In fact, it would probably do precisely the opposite, as food could be outsourced just like the rest of our industry to areas with minimal labor laws to hamper cheap food production.


Don't corn subsidies make food-corn more expensive (the majority of corn subsidies are for ethanol production, which diverts supply from food/feed)?


Many of the subsidies are price supports and protection from foreign competition -- which raise food prices.

'The Man' is keeping milk prices up; read this expose from the (usually very pro-government) Washington Post:

http://www.washingtonpost.com/wp-dyn/content/article/2006/12...


Also, read about what ethanol subsidies are doing to prices elsewhere. Farmers are replacing fields of grains and other crops with corn, in part because corn was already profitable before the subsidies. This has in turn increased the prices of a wide variety of food. One sad example are the prices of hops and barley, which has strained beloved micro-brewers.


The subsidies cause harmful distortions. They ruin farmland and create unnecessary pollution because farmers overproduce. They put farmers in poorer countries out of work because we export our excess crops. This causes harm to relations with our neighbors and hampers trade agreements. They cause unhealthy eating habits by making high fructose corn syrup artificially cheap. They make our cattle sick because we feed them corn instead of grass. I could go on and on.

It's fair to say we don't want people starving, but removing farm subsidies wouldn't have a large effect on grocery prices and there are better solutions such as giving additional funds to the poor.


An additional problem with subsidies is the detrimant to international trade.

For example, massive subsidies make corn in America TOO cheap, that everyone in Mexico City buys American corn! Yet comparative advantage would say Mexico, with a higher proportion of unskilled laborers, should be able to put corn on the marketplace in their own country cheaper, and build up their economy.

Subsidizing exportable domestic goods has similar negative effects to tariffing imports.


The only glaring flaw with your argument is that corn production is a capital-intensive process, not a labor-intensive one. High-yield corn is produced using big machines and lots of nitrogen-based fertilizer. A high proportion of unskilled laborers is useless for corn, but is useful for fruits and vegetables. This is why you have large pools of unskilled migrant labor working the fields in California but now Iowa.
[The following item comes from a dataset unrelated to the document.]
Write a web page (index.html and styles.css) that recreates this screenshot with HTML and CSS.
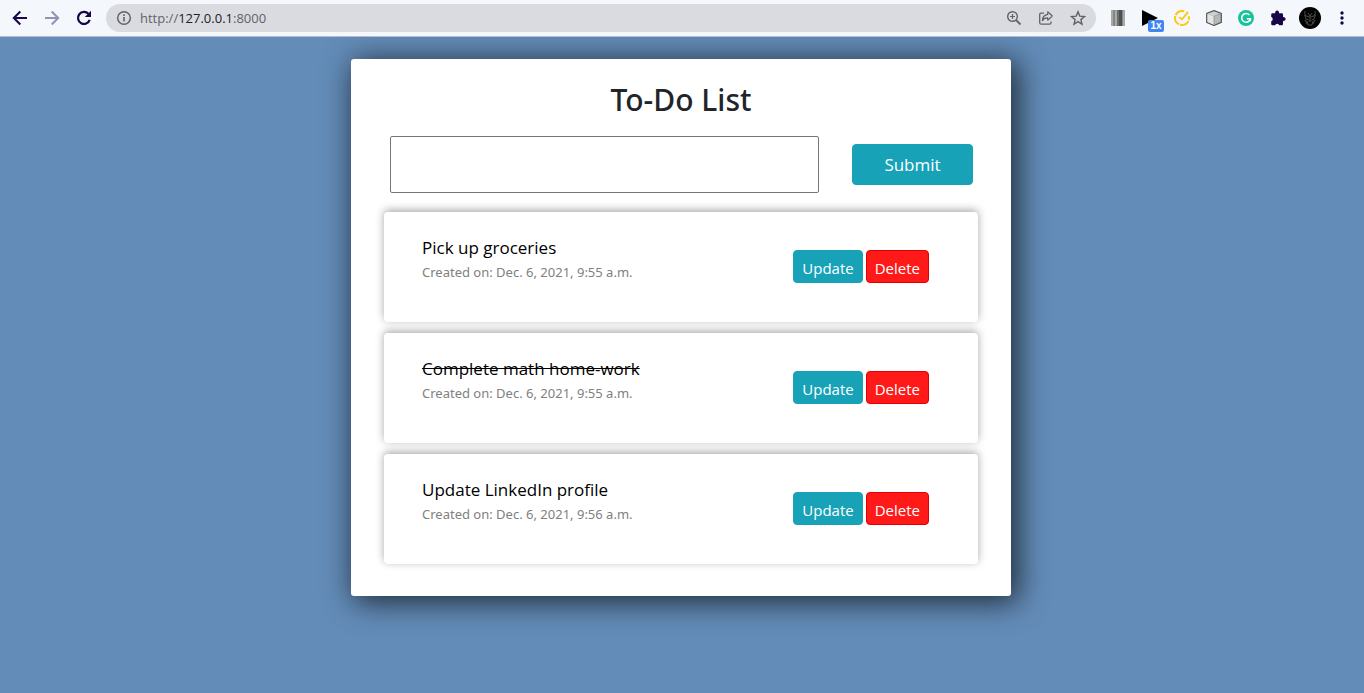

"Basic, quality food" isn't the issue. Right now we have an abundance of junk made from subsidized crops. High fructose corn syrup only came into vogue because there was a surplus of corn lying around because of corn subsidies.

Food represents such a small part of the average American's budget (about 12%) that the real restraints on healthy eating are convenience (Chicken sandwich---five minutes of ordering and waiting in line on the way somewhere. Grilled chicken---25 minutes at home) and education (looking up how to make grilled chicken---10 minutes). If anyone actually looks at what they're eating, they can almost certainly increase quality AND decrease cost.
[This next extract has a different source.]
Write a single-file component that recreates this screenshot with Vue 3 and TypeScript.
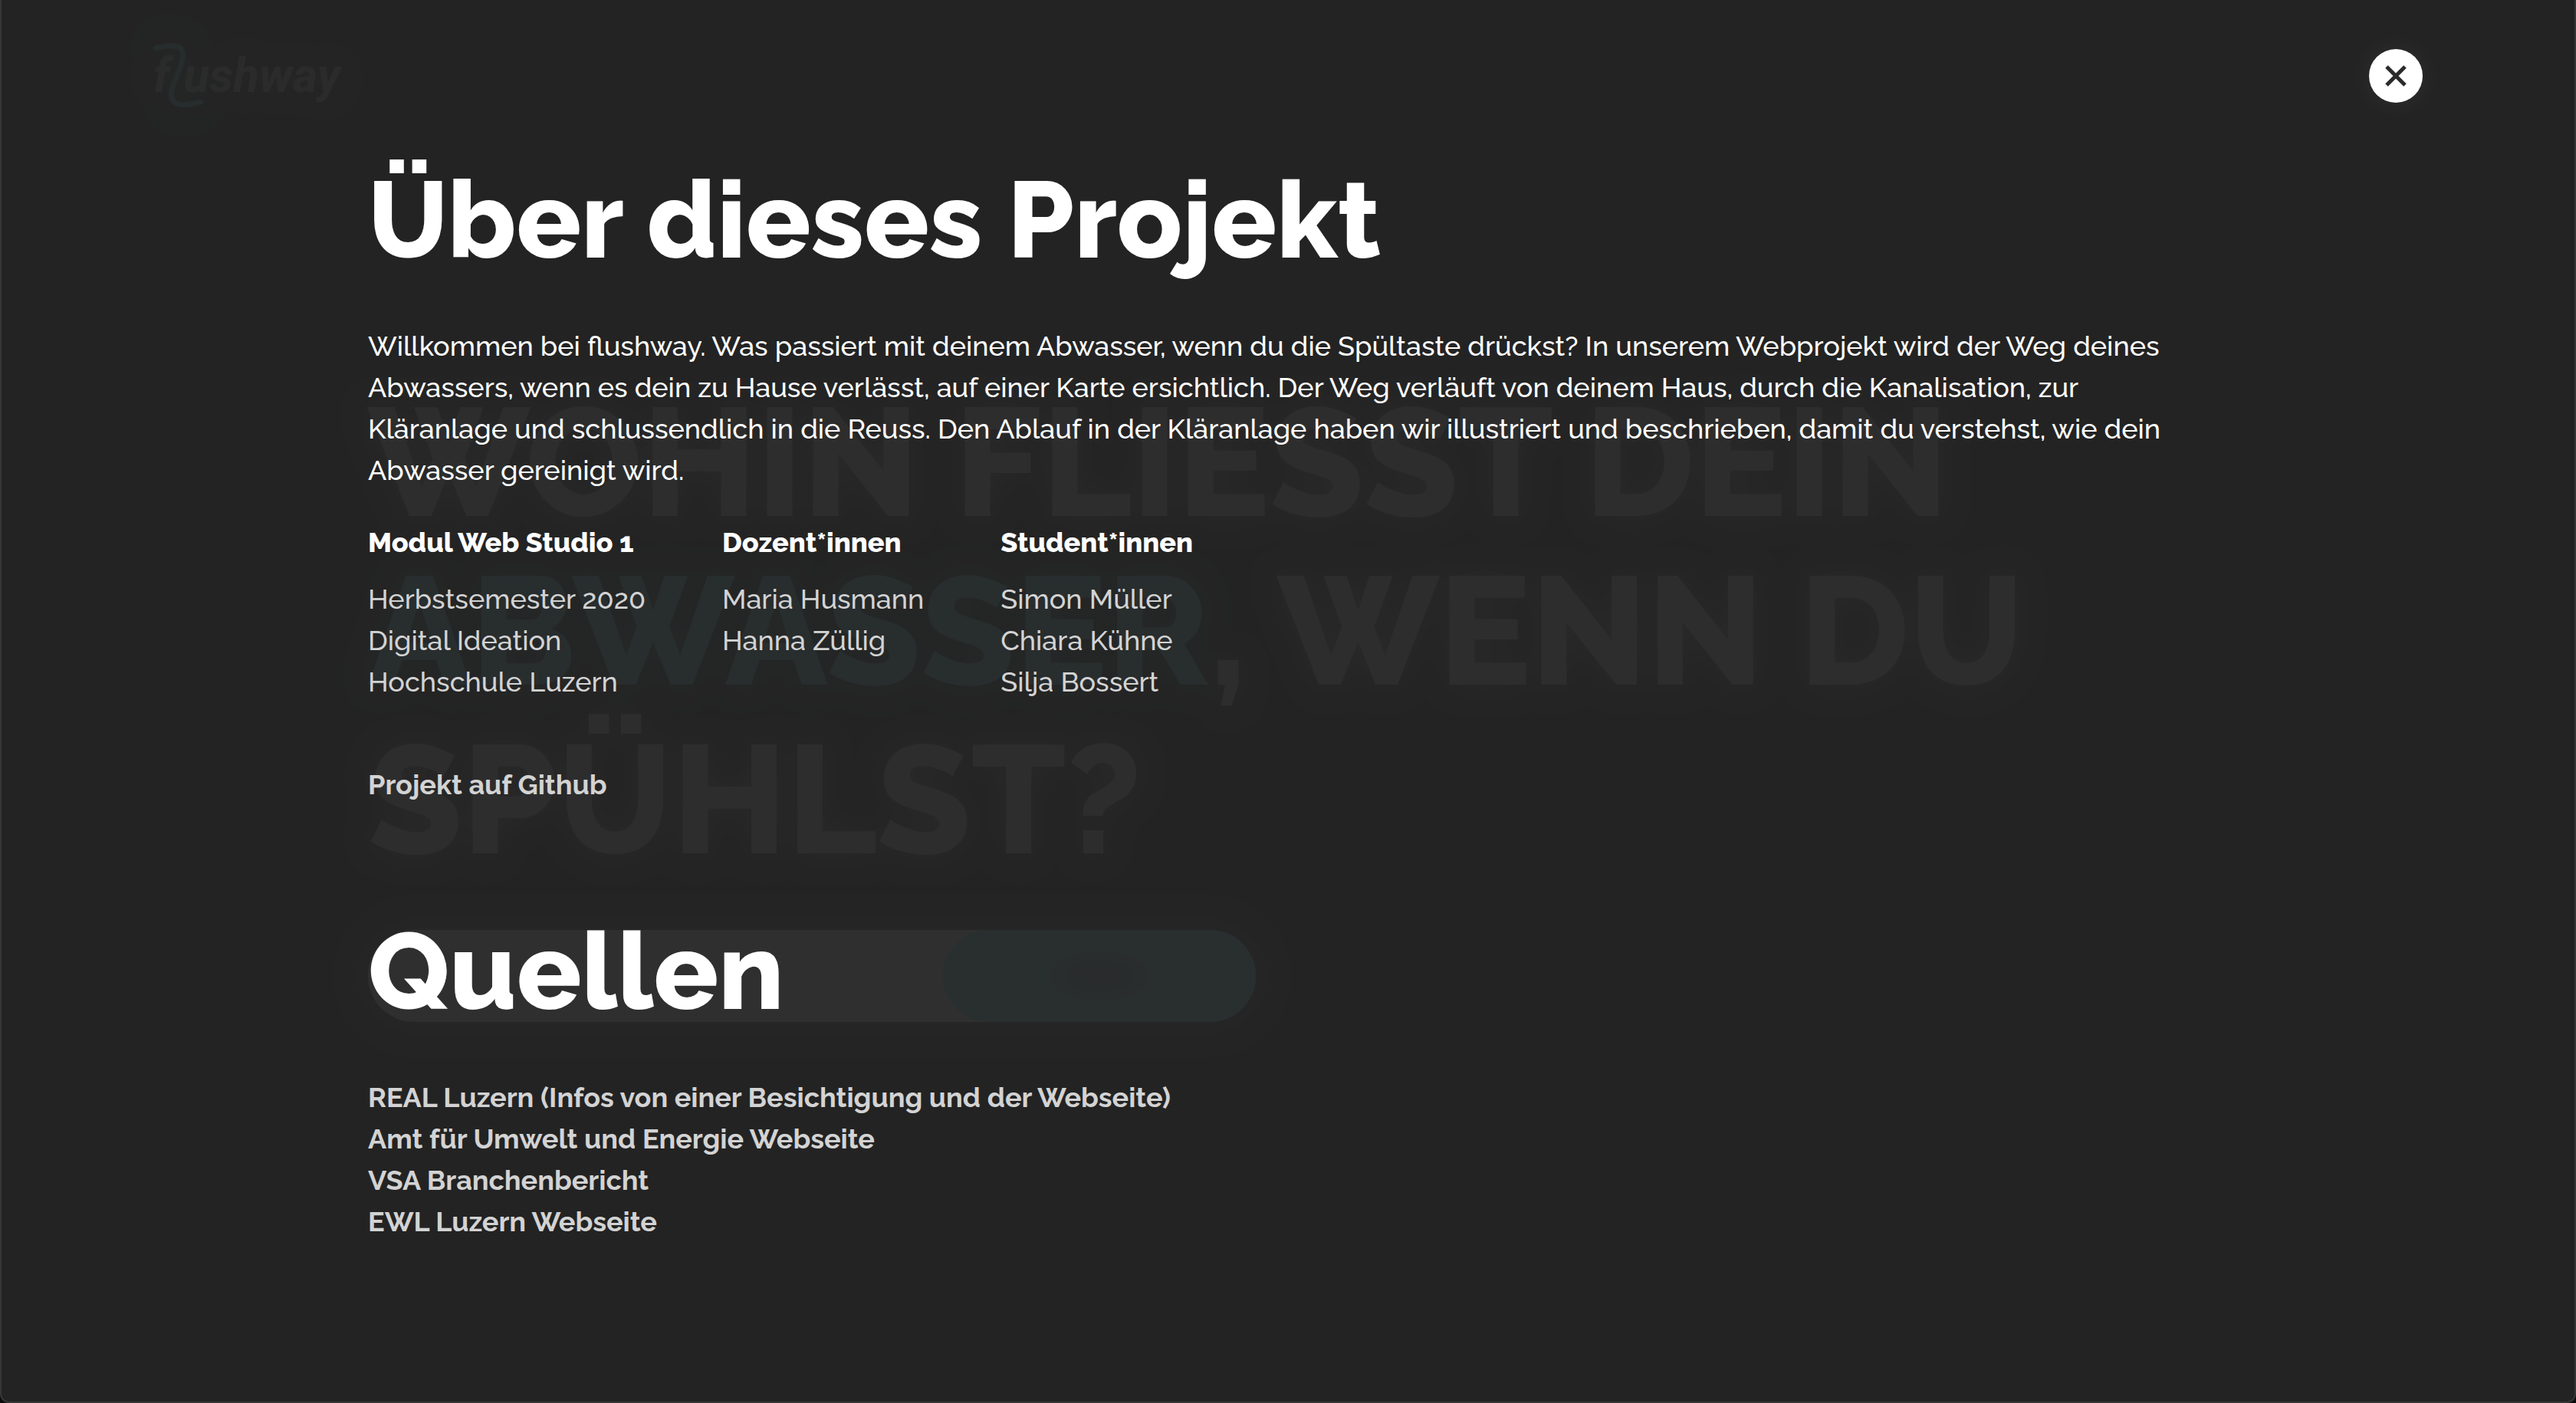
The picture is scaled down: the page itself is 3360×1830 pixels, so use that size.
<script setup lang="ts">
import { ref } from 'vue'

interface Column {
  title: string
  entries: string[]
}

const columns: Column[] = [
  { title: 'Modul Web Studio 1', entries: ['Herbstsemester 2020', 'Digital Ideation', 'Hochschule Luzern'] },
  { title: 'Dozent*innen', entries: ['Maria Husmann', 'Hanna Züllig'] },
  { title: 'Student*innen', entries: ['Simon Müller', 'Chiara Kühne', 'Silja Bossert'] },
]

const sources: string[] = [
  'REAL Luzern (Infos von einer Besichtigung und der Webseite)',
  'Amt für Umwelt und Energie Webseite',
  'VSA Branchenbericht',
  'EWL Luzern Webseite',
]

const open = ref(true)
</script>

<template>
  <div class="app">
    <div class="start" :inert="open" aria-hidden="true">
      <header class="bar">
        <div class="logo">
          <span>f</span>
          <svg class="swoosh" viewBox="0 0 66 84" width="66" height="84">
            <path d="M3 6C15 3 27 2 33 4C41 8 39 20 34 34C29 48 21 60 24 70C27 82 40 81 62 76" />
          </svg>
          <span>ushway</span>
        </div>
      </header>
      <main class="column">
        <p class="question">
          Wohin fliesst dein<br />
          <em>Abwasser</em>, wenn du<br />
          spühlst?
        </p>
        <form class="search" @submit.prevent>
          <input type="text" aria-label="Adresse" />
          <button type="submit" aria-label="Suchen"></button>
        </form>
      </main>
    </div>

    <div v-if="open" class="overlay" role="dialog" aria-labelledby="about-title">
      <header class="bar bar-end">
        <button class="close" type="button" aria-label="Schliessen" @click="open = false">
          <svg viewBox="0 0 28 28" width="28" height="28"><path d="M2 2L26 26M26 2L2 26" /></svg>
        </button>
      </header>
      <article class="column">
        <h1 id="about-title">Über dieses Projekt</h1>
        <p class="intro">
          Willkommen bei flushway. Was passiert mit deinem Abwasser, wenn du die Spültaste drückst? In unserem
          Webprojekt wird der Weg deines Abwassers, wenn es dein zu Hause verlässt, auf einer Karte ersichtlich. Der
          Weg verläuft von deinem Haus, durch die Kanalisation, zur Kläranlage und schlussendlich in die Reuss. Den
          Ablauf in der Kläranlage haben wir illustriert und beschrieben, damit du verstehst, wie dein Abwasser
          gereinigt wird.
        </p>
        <div class="credits">
          <section v-for="c in columns" :key="c.title">
            <h3>{{ c.title }}</h3>
            <ul>
              <li v-for="e in c.entries" :key="e">{{ e }}</li>
            </ul>
          </section>
        </div>
        <p class="github"><a href="#">Projekt auf Github</a></p>
        <h2>Quellen</h2>
        <ul class="sources">
          <li v-for="s in sources" :key="s"><a href="#">{{ s }}</a></li>
        </ul>
      </article>
    </div>
  </div>
</template>

<style>
body {
  margin: 0;
  background: #0c0c0c;
}
</style>

<style scoped>
.app {
  position: relative;
  box-sizing: border-box;
  min-height: 100vh;
  overflow: hidden;
  border-radius: 0 0 12px 12px;
  background: #242424;
  color: #fff;
  font-family: Raleway, Lato, sans-serif;
  font-size: 36px;
  font-weight: 500;
  line-height: 54px;
}

.app::after {
  content: '';
  position: absolute;
  inset: 0;
  border: 2px solid #363636;
  border-top: 0;
  border-radius: 0 0 12px 12px;
  pointer-events: none;
}

h1,
h2,
h3,
p,
ul {
  margin: 0;
  padding: 0;
}

ul {
  list-style: none;
}

.bar {
  display: flex;
  align-items: center;
  height: 70px;
  padding: 64px 200px 0;
}

.bar-end {
  justify-content: flex-end;
}

.column {
  max-width: 2400px;
  margin: 0 auto;
}

/* Start page, seen faintly through the overlay */
.start {
  position: absolute;
  inset: 0;
}

.logo {
  display: flex;
  align-items: center;
  color: #b4b4b4;
  font-family: Roboto, sans-serif;
  font-size: 62px;
  font-style: italic;
  font-weight: 700;
  text-shadow: 0 0 40px rgba(255, 255, 255, 0.3);
}

.swoosh {
  margin: 0 -26px 0 -22px;
  overflow: visible;
  filter: drop-shadow(0 0 20px #2f8a98);
}

.swoosh path {
  fill: none;
  stroke: #66b8cc;
  stroke-width: 7;
  stroke-linecap: round;
}

.question {
  margin-top: 359px;
  color: #d0d0d0;
  font-size: 200px;
  font-weight: 800;
  line-height: 220px;
  text-transform: uppercase;
  text-shadow: 0 0 40px rgba(255, 255, 255, 0.5);
}

.question em {
  color: #78d2dc;
  font-style: normal;
  text-shadow: 0 0 40px rgba(100, 215, 225, 0.5);
}

.search {
  display: flex;
  justify-content: flex-end;
  width: 1158px;
  height: 120px;
  margin-top: 60px;
  border-radius: 60px;
  background: #f4f4f4;
  box-shadow: 0 0 50px rgba(255, 255, 255, 0.4);
}

.search input {
  flex: 1;
  min-width: 0;
  margin: 0;
  padding: 0 60px;
  border: 0;
  background: transparent;
}

.search button {
  width: 408px;
  border: 0;
  border-radius: 60px;
  background: radial-gradient(ellipse 70px 34px, #80b0b8 20%, #84e0ea 100%);
}

.overlay {
  position: relative;
  box-sizing: border-box;
  min-height: 100vh;
  background: rgba(36, 36, 36, 0.95);
}

.close {
  display: flex;
  align-items: center;
  justify-content: center;
  width: 70px;
  height: 70px;
  padding: 0;
  border: 0;
  border-radius: 50%;
  background: #fff;
  box-shadow: 0 0 40px rgba(255, 255, 255, 0.06);
  cursor: pointer;
}

.close path {
  fill: none;
  stroke: #2b2b2b;
  stroke-width: 5;
}

h1,
h2 {
  font-size: 140px;
  font-weight: 800;
  line-height: 160px;
}

h1 {
  margin-top: 73px;
}

h2 {
  margin-top: 137px;
}

.intro,
.sources {
  margin-top: 57px;
}

.credits {
  display: flex;
  gap: 100px;
  margin-top: 40px;
}

h3 {
  margin-bottom: 20px;
  font-size: 36px;
  font-weight: 800;
  line-height: 54px;
}

.credits ul {
  color: #d3d3d3;
}

.github {
  margin-top: 80px;
}

a {
  color: #d3d3d3;
  font-weight: 700;
  text-decoration: none;
}
</style>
Indeed. A lot of the junk food culture comes from agricultural subsidies, not just the obvious corn syrup. I recall (but can't find the link) a study showing that a really high proportion of supermarket products had traces of corn (even meat).

When you cross the border you see these effects more clearly. Here in brazil, for example, for most of my childhood McDonalds was an expensive-ish place people went out to eat in, and even today junk american-style chocolate bars cost way more than standard not-so-junky chocolate. With an exception for soda (which can be cheaper than bottled water in some places) junk food is not at all attractive if you don't actually have a lot of money (the standard no-money food around here is beans and rice, with maybe cheaper cuts of meat thrown in the beans or served with the food; junk food costs a lot more than twice that).


yes, I have heard that one of the reasons why there are 99 cent cheeseburgers in all of the major fast food chains here in the US is because of the subsidies. Essentially all the ingredients that go into those burgers are subsidized. When you think about an actual market economy it would seem that some kind of rice and beans with mixed vegetables would be what would cost 99 cents.


In that case, why not spend the subsidies on reducing taxes for those poorest people, or on giving them benefits in other ways?


Notice that subsidizing the 'best' foods basically gives the poorest people a break ONLY when they eat good foods. Which may not be such a bad thing. Notice food stamps already do much the same thing. I personally know I would much rather subsidize a poor guy buying milk and bread than a poor guy buying donuts or alcohol.


Agricultural subsidies are one of the weird parts of countries economic policies. Simply put, nearly every single developed country has them. And nearly every country agrees that 'in the long run we should probably get rid of them', but then also agrees 'realistically, nothing will budge, so we'll ignore it as much as we can at every WTO (previously GATT) meeting'

And the reason why they continue to exist, and will probably continue to exist is that there are relatively few farmers in each of those countries, who make up incredibly homogenous democgraphics within their election ridings. Government that even proposes eliminating the tariffs will lose their rural seats/votes/whatever. Every single one of them.


The effects on seats depends a lot on how the seats are distributed. It is a much less powerful effect in countries that have a proportional distribution compared to the effects in a winner takes all system.

Sigh. Here in Sweden we had finally managed to totally do away will all subsidies in the early 90's. Then we entered EU and got more subsidies than ever. :(


Some governments have gotten rid of them. I believe New Zealand cut its agricultural subsidies greatly in recent years without ill effect.


I often wonder in conversations like this how many people have actual backgrounds in agriculture? Yes, in some states milk is price regulated and subsidized. Sometimes to keep prices low and sometimes to keep prices high (it kinda depends on the place - yes, screwy and in the same place people argue about the reasons). Messing with subsidies will raise input costs to a lot of businesses, much like rising truck transport costs.

Generally someone will pull out this local plots / in city farms and forget a lot of basic economic truths about mass production and transportation.


Well I tend to believe the really poorest people are more affected by the current dumping of the excess produce than the poor americans you refer to would ever be affected.